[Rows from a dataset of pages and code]
★ ★ ★

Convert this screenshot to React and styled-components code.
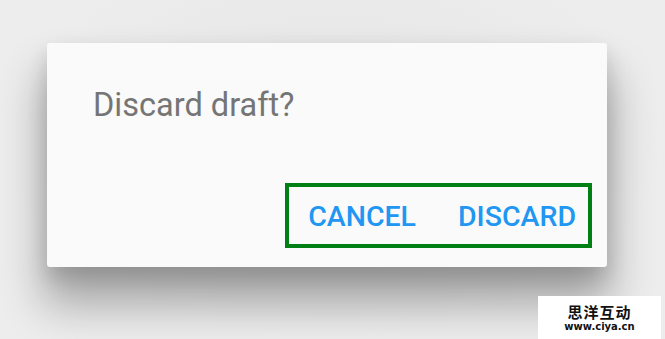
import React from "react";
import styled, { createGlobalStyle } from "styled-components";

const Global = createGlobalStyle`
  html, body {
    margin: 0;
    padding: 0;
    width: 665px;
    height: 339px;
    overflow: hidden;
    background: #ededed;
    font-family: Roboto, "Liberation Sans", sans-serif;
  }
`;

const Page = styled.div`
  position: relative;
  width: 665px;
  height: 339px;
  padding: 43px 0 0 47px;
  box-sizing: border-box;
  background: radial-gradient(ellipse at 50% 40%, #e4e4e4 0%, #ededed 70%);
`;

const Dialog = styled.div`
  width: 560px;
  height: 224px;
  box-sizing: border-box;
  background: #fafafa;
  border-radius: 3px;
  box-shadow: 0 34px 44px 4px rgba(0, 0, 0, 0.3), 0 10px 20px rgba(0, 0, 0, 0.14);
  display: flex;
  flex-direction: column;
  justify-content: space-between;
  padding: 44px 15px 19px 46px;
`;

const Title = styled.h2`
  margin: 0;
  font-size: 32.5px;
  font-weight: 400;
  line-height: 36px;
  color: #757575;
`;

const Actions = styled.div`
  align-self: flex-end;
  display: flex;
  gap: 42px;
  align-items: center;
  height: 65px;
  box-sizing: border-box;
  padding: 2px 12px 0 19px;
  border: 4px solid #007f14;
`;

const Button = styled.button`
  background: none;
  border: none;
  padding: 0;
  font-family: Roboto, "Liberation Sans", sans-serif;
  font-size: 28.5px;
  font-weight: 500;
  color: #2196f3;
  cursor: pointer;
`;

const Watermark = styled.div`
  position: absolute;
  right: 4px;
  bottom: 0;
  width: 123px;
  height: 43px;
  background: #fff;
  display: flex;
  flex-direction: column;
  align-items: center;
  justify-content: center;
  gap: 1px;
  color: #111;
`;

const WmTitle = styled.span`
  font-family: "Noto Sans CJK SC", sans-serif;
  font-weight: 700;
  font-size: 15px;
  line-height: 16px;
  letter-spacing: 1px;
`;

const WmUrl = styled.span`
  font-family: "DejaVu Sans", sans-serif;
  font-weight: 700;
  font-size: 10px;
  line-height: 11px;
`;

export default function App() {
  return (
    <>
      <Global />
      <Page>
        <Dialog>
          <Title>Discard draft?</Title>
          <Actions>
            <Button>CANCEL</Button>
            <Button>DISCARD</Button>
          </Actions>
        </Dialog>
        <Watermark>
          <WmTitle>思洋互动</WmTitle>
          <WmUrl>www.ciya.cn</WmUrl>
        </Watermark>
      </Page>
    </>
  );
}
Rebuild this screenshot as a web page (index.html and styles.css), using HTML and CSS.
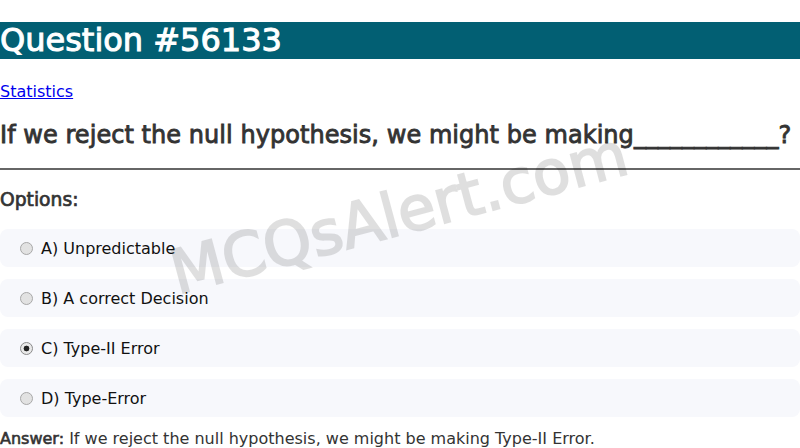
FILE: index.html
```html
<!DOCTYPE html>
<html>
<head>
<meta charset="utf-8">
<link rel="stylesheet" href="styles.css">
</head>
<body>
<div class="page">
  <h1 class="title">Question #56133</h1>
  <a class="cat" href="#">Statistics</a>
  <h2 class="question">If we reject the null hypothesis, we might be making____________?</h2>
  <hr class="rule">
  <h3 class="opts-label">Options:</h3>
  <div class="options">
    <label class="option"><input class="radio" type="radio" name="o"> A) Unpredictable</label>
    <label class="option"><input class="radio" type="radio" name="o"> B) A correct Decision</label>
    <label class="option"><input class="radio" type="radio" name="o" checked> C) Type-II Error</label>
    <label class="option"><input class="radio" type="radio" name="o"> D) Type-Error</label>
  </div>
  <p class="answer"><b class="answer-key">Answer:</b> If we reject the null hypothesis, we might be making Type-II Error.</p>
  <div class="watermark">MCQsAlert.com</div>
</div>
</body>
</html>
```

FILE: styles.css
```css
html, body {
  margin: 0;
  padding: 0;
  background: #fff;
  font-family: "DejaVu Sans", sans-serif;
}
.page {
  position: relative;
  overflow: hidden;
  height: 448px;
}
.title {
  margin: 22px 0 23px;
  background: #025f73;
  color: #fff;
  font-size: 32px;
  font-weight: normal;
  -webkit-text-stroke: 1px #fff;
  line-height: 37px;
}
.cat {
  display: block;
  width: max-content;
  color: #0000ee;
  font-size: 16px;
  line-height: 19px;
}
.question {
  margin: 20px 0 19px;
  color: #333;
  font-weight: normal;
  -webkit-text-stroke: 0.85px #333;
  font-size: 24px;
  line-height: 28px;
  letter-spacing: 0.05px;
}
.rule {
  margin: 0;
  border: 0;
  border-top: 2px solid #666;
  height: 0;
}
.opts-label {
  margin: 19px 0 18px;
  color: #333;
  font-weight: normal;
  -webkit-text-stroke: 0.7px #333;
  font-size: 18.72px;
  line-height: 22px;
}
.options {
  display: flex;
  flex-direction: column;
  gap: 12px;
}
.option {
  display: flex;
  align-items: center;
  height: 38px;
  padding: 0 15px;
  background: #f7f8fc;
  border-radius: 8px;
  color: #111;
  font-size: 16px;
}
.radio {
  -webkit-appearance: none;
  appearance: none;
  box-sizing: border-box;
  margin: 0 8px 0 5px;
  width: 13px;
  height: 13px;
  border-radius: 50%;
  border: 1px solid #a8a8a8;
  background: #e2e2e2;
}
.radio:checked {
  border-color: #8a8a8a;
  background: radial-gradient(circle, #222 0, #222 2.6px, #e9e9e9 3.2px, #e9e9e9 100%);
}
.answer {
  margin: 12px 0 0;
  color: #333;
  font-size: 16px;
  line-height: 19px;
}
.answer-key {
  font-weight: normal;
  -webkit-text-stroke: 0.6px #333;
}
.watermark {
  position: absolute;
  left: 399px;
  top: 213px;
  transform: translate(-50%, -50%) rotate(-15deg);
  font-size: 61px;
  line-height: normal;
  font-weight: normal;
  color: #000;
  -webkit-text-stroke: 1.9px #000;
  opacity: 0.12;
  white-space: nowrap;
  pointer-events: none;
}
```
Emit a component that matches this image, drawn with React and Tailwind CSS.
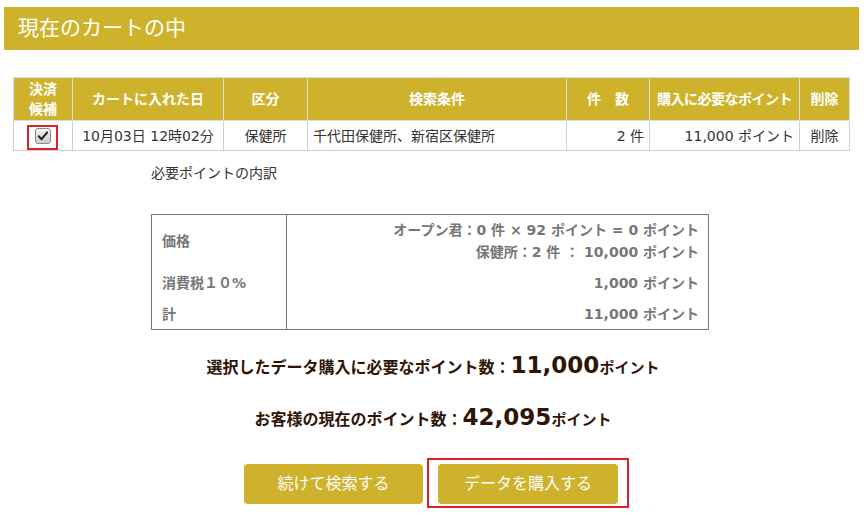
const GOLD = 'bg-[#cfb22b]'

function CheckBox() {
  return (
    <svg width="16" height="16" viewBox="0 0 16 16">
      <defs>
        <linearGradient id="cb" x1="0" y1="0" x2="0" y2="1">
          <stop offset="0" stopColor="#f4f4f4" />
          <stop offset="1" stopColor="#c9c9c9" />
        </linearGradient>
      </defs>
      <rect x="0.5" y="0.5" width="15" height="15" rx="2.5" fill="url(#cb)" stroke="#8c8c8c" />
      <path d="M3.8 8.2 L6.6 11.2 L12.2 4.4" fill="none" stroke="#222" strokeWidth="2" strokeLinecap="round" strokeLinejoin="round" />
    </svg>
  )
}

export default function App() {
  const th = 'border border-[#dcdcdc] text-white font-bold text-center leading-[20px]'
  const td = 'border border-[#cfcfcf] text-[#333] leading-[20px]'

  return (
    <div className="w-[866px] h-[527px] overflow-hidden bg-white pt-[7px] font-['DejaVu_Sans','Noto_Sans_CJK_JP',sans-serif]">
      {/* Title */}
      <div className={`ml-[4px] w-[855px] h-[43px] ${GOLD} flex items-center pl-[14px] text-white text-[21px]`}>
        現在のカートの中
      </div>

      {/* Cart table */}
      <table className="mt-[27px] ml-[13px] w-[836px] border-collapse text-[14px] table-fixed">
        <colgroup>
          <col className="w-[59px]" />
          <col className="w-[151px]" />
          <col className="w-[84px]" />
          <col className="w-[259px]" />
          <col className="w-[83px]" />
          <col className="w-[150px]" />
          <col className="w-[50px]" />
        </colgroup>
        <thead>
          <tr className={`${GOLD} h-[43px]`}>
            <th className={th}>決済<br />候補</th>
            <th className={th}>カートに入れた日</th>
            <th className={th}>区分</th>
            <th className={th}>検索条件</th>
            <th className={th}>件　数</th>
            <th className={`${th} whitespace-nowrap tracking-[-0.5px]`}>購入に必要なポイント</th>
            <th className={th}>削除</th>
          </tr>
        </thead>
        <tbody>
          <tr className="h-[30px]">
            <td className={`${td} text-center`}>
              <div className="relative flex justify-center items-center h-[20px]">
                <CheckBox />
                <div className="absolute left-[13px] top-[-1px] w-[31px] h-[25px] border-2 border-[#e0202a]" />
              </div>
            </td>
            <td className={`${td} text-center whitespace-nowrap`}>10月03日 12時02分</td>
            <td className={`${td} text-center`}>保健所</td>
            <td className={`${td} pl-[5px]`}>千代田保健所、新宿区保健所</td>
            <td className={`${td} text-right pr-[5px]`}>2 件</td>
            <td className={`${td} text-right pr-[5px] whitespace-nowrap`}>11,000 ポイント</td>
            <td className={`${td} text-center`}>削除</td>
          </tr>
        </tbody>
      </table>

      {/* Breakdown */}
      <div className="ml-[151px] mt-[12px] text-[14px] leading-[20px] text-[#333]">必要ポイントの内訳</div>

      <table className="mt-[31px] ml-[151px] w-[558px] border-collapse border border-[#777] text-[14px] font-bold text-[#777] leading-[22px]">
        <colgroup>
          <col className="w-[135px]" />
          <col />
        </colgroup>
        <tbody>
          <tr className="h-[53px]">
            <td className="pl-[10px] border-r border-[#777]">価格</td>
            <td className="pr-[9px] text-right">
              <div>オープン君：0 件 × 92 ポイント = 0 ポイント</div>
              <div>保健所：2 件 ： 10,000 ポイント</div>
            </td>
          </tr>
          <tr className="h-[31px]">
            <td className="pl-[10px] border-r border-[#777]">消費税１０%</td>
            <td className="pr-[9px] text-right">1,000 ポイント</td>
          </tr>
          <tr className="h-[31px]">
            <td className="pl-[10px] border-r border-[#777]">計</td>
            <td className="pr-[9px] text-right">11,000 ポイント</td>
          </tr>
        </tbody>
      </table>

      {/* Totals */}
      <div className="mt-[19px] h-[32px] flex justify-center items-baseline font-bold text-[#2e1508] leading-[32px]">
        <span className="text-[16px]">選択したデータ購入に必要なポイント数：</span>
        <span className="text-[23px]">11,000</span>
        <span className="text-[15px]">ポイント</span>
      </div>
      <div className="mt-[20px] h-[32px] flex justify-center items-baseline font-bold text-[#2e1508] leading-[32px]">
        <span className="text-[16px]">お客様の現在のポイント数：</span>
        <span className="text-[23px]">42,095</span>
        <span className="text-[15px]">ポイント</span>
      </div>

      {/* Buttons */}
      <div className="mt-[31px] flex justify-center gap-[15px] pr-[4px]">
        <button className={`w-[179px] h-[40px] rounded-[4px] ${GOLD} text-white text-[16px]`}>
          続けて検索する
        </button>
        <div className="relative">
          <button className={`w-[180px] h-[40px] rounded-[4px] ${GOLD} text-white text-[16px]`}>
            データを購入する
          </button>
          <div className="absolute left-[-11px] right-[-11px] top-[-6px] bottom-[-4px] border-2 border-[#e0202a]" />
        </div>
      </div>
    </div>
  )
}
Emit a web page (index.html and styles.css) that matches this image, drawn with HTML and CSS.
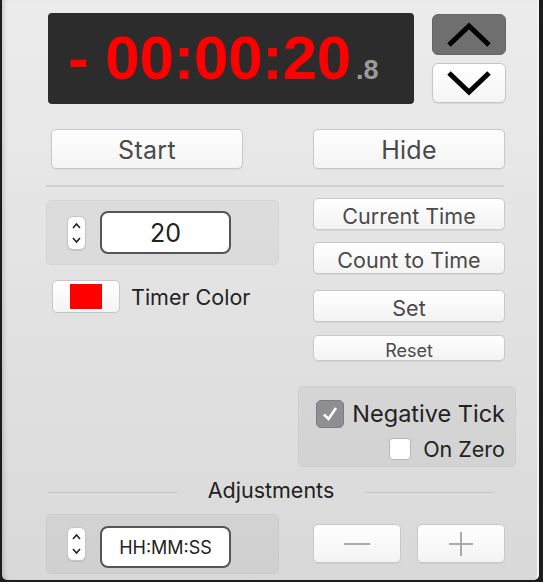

★ ★ ★

### Written request
Repeat exactly, and only, the entries from the line with "Emit a component" through the line with "const GOLD = 'bg-[#cfb22b]'". Pictures are skipped.

### Solution
Emit a component that matches this image, drawn with React and Tailwind CSS.
const GOLD = 'bg-[#cfb22b]'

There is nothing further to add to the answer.